Asclépio, Deus da Medicina
O professor Mario Rigatto, saudoso pneumologista gaúcho, afirmava que “o médico deve desempenhar este papel tão difícil para a figura humana: acreditar na sua ciência, mas, ao mesmo tempo, não desacreditar no que existe fora dela”. Estudantes de várias cidades do Rio Grande do Sul se reuniam para aprender medicina e sabedoria nas palestras do professor. No final dos anos 90, um dos mais renomados templos da ciência médica brasileira, o Hospital de Clínicas de São Paulo, inaugurou a estátua de um Deus do Olimpo, Asclépio, Deus da Medicina.
Na ocasião foi discutido que se contemplava a instalação de uma disputa bipolar sobre duas maneiras de se interpretar o mundo médico. Pois não são deuses; a própria representação do poder que dispensa prova. A iniciativa, na época, do prof. Carlos da Silva Lacaz, de erigir uma estátua, era uma notável provocação, de rara sabedoria.
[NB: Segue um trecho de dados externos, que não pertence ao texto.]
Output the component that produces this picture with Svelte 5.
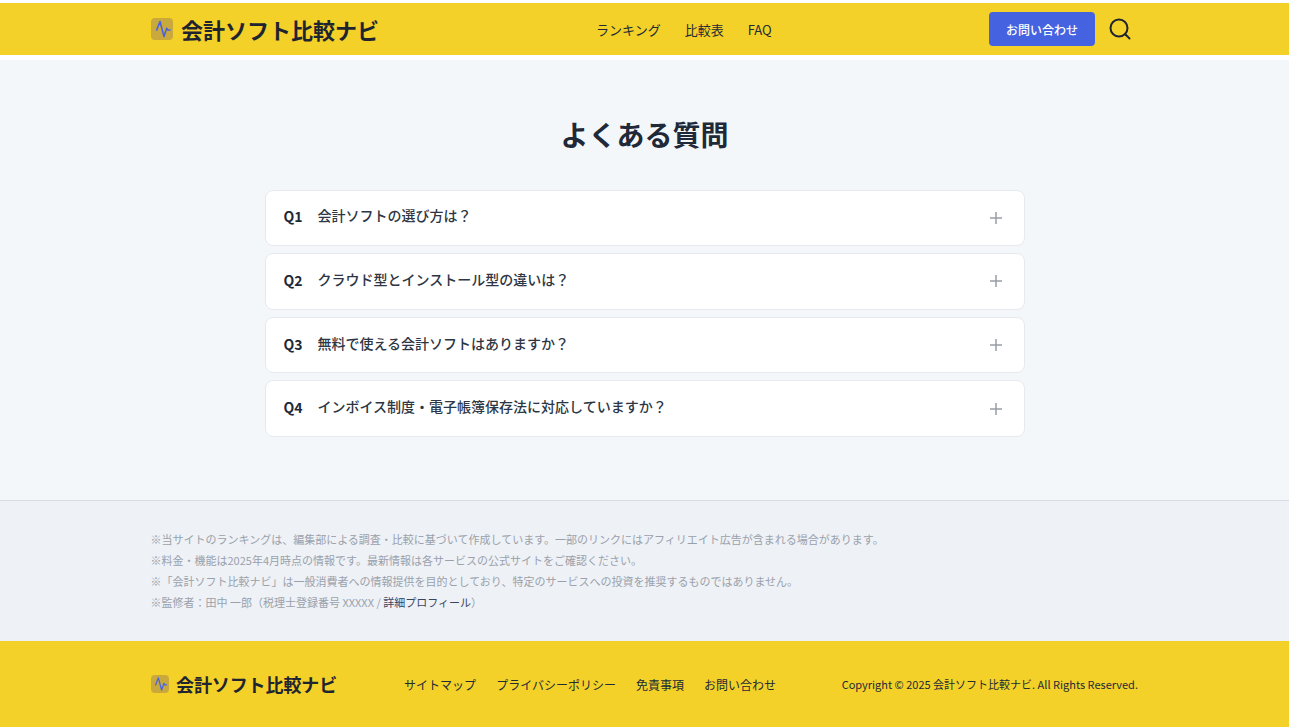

Com o surgimento da tecnologia avançada e dos chamados “modernos equipamentos”, a medicina precisava (e precisa) mais do que nunca ponderar as forças que a tem propelido. É a mais antiga das profissões. Ela começou quando o ser humano tomou consciência de sua situação na natureza e descobriu que era necessário debruçar-se sobre o irmão ou companheiro ferido, na intenção clara de ajuda-lo, socorrê-lo. O gesto de socorrer: este é o gesto médico. A medicina tem 250 mil anos de história, o tempo que o Homo sapiens se sabe existir no planeta Terra.
A medicina, como a praticamos, como ciência, tem 300 anos. Podemos dizer que desde a época do pajé ao feiticeiro, todos foram úteis à sociedade. Sabemos que a maior dádiva à disposição do homem contra os males que sobre ele se abatem são as forças que estão no seu interior – elas precisam ser oportunamente postas em liça. A vacinação e a psiquiatria nos mostram isso. Hipócrates registrou essa grande força como “força curativa da Natureza” (Vis medicatrix Naturae). Os médicos modernos não têm discutido com seus pacientes problemas que extrapolam os territórios dominados pela ciência – essa é uma das causas do extraordinário crescimento das chamadas medicinas alternativas.
Esse é um paradoxo: não sabemos tudo. “Não podemos desacreditar no que existe fora da ciência. Para nossos pacientes, não faz muita diferença se o seu problema está no território científico ou não-científico da Medicina. E esta dupla posição de cientista e não cientista é muito difícil”, dizia o prof. Rigatto. E ele concluiu em sua palestra, onde um atento estudante tudo anotava: “O horizonte é mais amplo, apesar de ainda mal definido, relativo à pratica da Medicina; e aí entra o reino de Asclépio. A aproximação entre estes dois horizontes do mundo, o divino e o científico, é um promessa de felicidade para nossa população”.